Other questions for future research include how much Sirt1 is needed, and where, for optimal protection against Huntington’s disease.

"The dosage of sirtuins may be a critical factor, and could be responsible for some of the controversy in prior studies," said Dr. Duan.  She is also interested in knowing which cell types must express Sirt1 in order to see its protective effects.

The researchers have begun to look at the cellular changes that Sirt1 triggers to counteract Huntington’s disease.  Sirt1 is an enzyme that regulates other proteins, but many of its targets are unknown.  Dr. Krainc’s group found that Sirt1 can activate a gene-regulatory protein called TORC1, which in turn activates pro-survival genes.  Working together, the two groups found that the mutant huntingtin protein inhibits Sirt1's enzymatic activity.

Assuming that these data are confirmed in human studies, the ultimate question is whether Sirt1 and its effects against Huntington’s can be kick-started with a drug treatment.  Some research has found that resveratrol, a chemical found in trace amounts in red wine, can activate sirtuins, possibly mimicking the effects of calorie restriction.  As research continues to try to define these effects, pharmaceutical companies are developing sirtuin activators as potential treatments for age-related diseases.

Drs.

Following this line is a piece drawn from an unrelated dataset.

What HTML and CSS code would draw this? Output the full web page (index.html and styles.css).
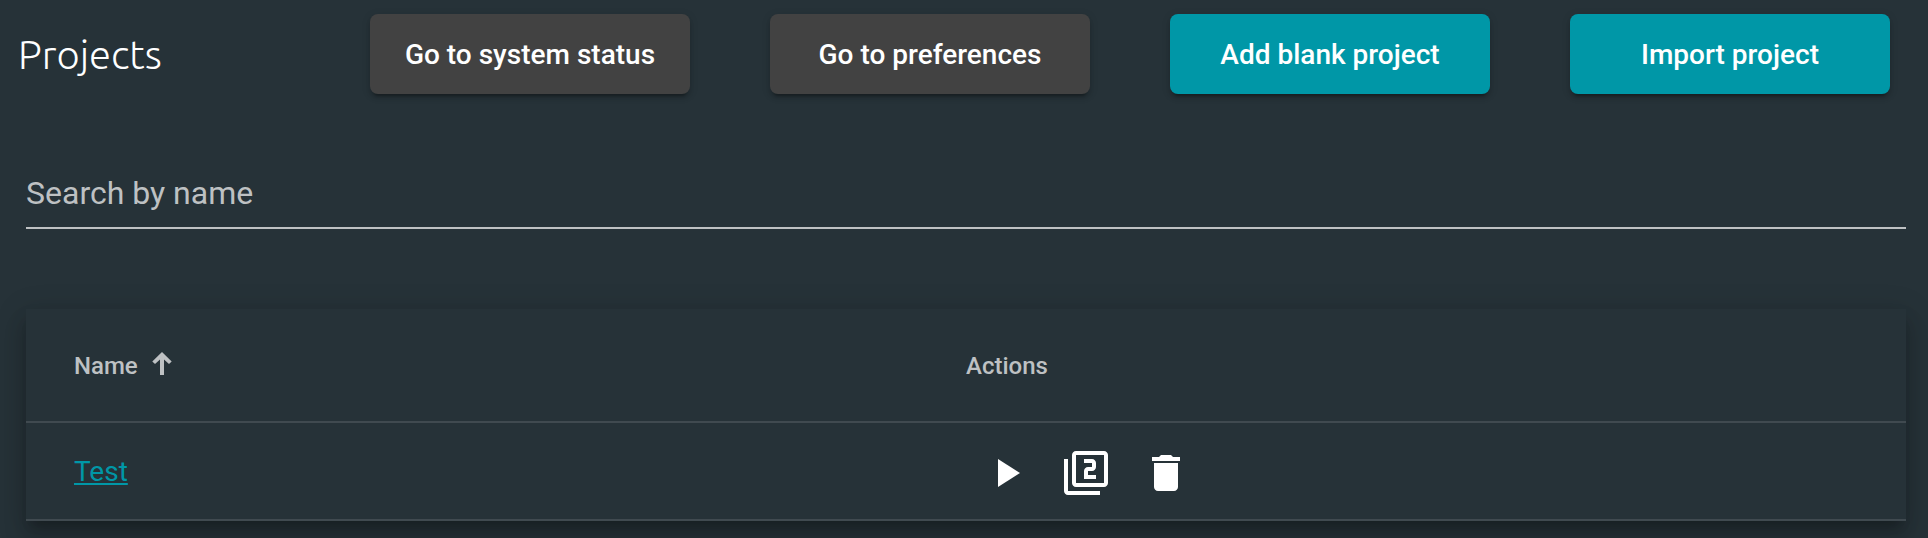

Duan and Krainc agree that for now, efforts to test such compounds against Huntington’s disease would be premature.

"We are still trying to understand the role of Sirt1 in the normal brain versus its role in disease.  We want to lay that groundwork before we begin evaluating therapeutic compounds," said Dr. Krainc.  He also noted that currently available Sirt1 activators have non-specific effects on other proteins and do not efficiently penetrate the brain.

"The development of Sirt1 activators and other novel therapeutics for Huntington's disease will require a collaborative effort involving NIH, academia, industry and foundations," Dr. Sutherland said.  She noted that NINDS has partnered with the Huntington's research nonprofit CHDI, Inc. to encourage projects that will zero in on the most robust therapeutic targets.

In addition to NINDS, the research received support from CHDI, Inc., and the Hereditary Disease Foundation.  Dr. Krainc’s study was also supported by the Paul F. Glenn Foundation and NIH’s National Institute of Mental Health and National Center for Research Resources.  Dr. Duan’s study received additional NIH support from the National Institute on Aging intramural program, the National Institute of Biomedical Imaging and Bioengineering, and the National Institute for Environmental Health Sciences.

- By Daniel Stimson, Ph.D.

*Jeong H et al.  "Sirt1 mediates neuroprotection from mutant huntingtin by activation of TORC1 and CREB transcriptional pathway." Nature Medicine, published online December 12, 2011.

**Jiang M et al.  "Neuroprotective role of Sirt1 in mammalian models of Huntington's disease through activation of multiple Sirt1 targets." Nature Medicine, published online December 12, 2011.